Jony Ive and Jimmy Iovine to Speak at Vanity Fair ‘New Establishment’ Summit in October

Vanity Fair today announced its speaker lineup for the 2015 New Establishment Summit, revealing that Apple Chief Design Officer Jony Ive as well as Beats cofounder Jimmy Iovine will be attending as speakers. This is the second year in a row Ive is attending as a speaker.

Last year, Ive detailed Apple’s design process in his talk, explaining that he and his fellow designers gather around tables like the ones in Apple retail stores to draw and meet three or four times a week. He also noted that their ideas don’t come along until after the team creates physical objects based on their drawings. Additionally, and perhaps most interesting, Ive said that when Chinese manufacturer Xioami copies its designs what it’s really doing is theft.
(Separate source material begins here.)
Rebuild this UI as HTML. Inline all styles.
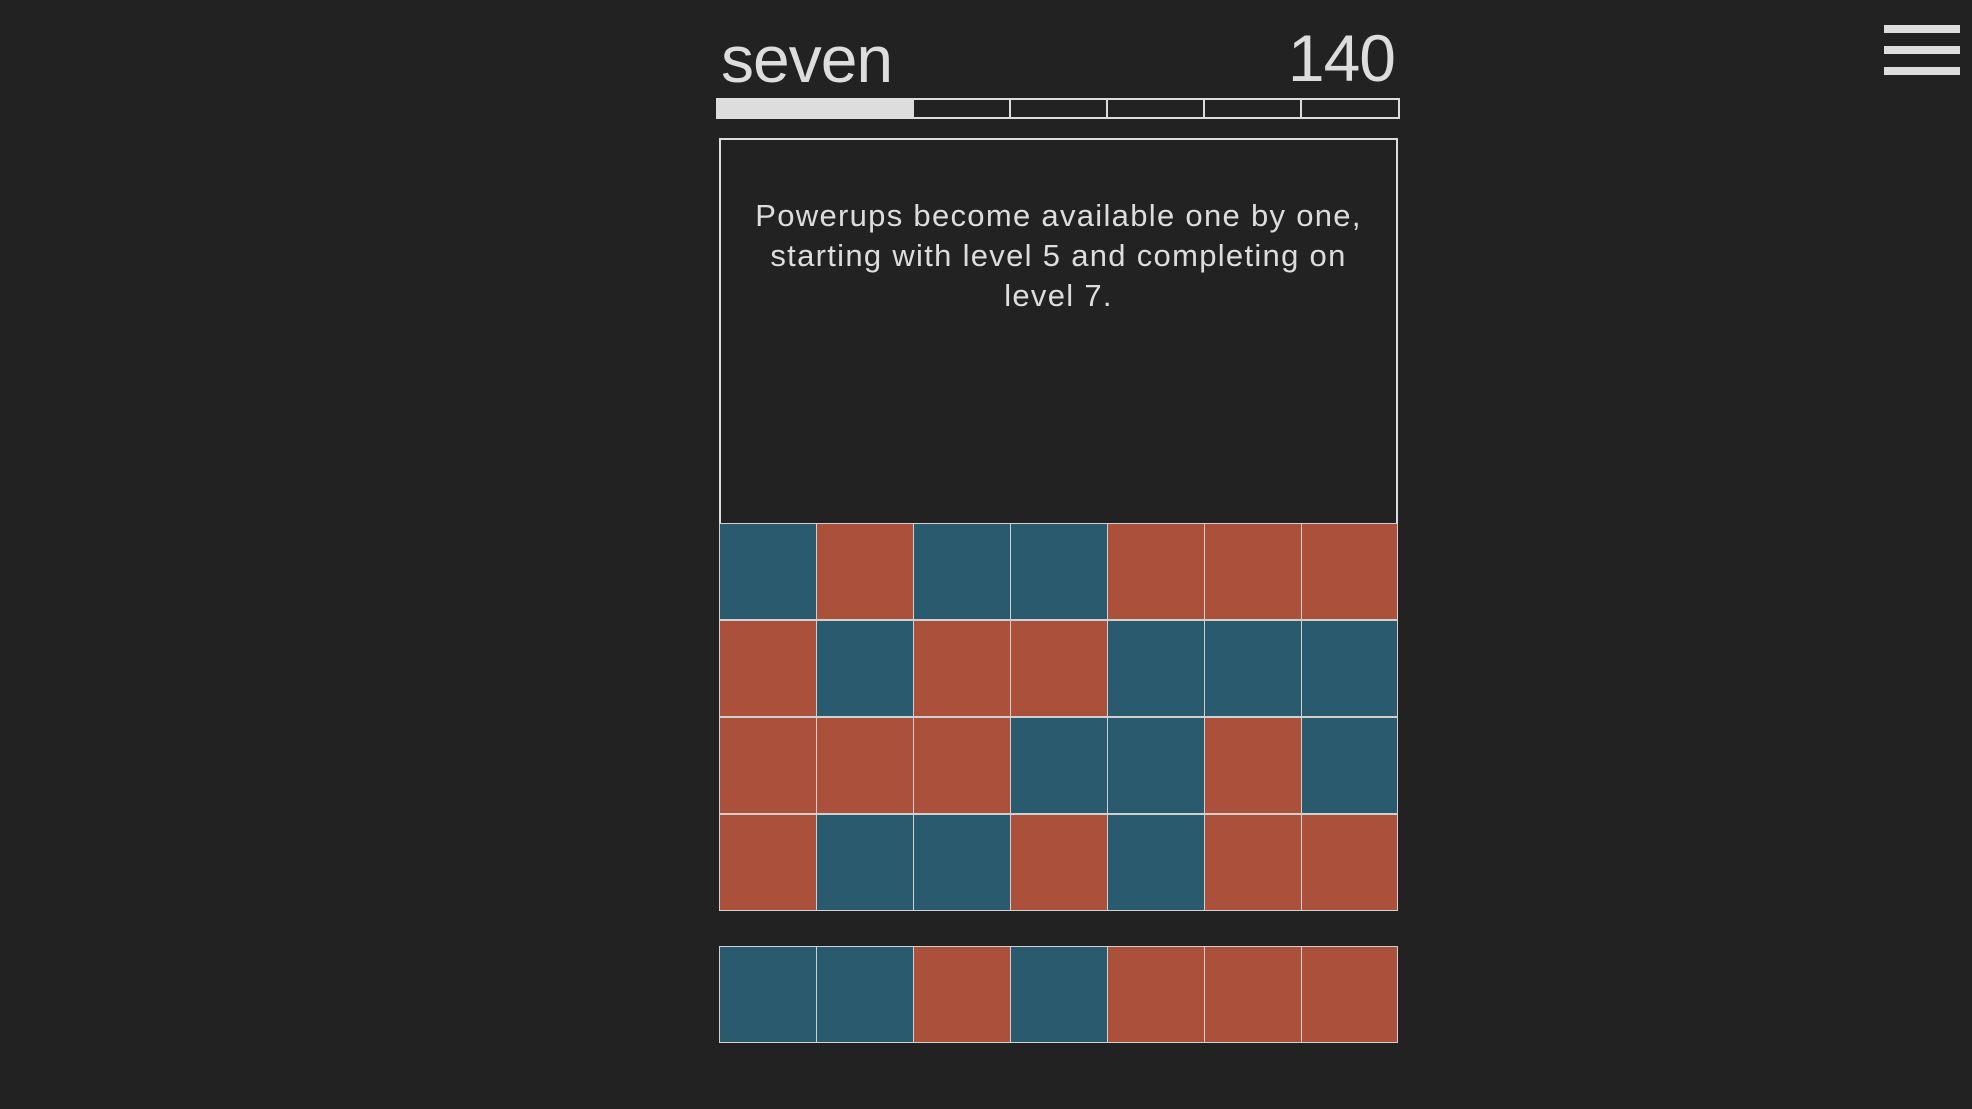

The summit takes place from October 5 to 7 at the Yerba Buena Center for the Arts in San Francisco and promises „two full days of inventive programming and inspiring conversations around the ideas and innovations shaping the future.“ The summit will kick off with a showing of the new Steven Spielberg film „Bridge of Spies,“ starring Tom Hanks. Other speakers include Facebook’s Mark Zuckerberg, Disney’s Bob Iger, film director J.J. Abrams and Steve Jobs biographer Walter Isaacson. The entire speaking lineup can be viewed at Vanity Fair’s website while a full schedule will be revealed soon.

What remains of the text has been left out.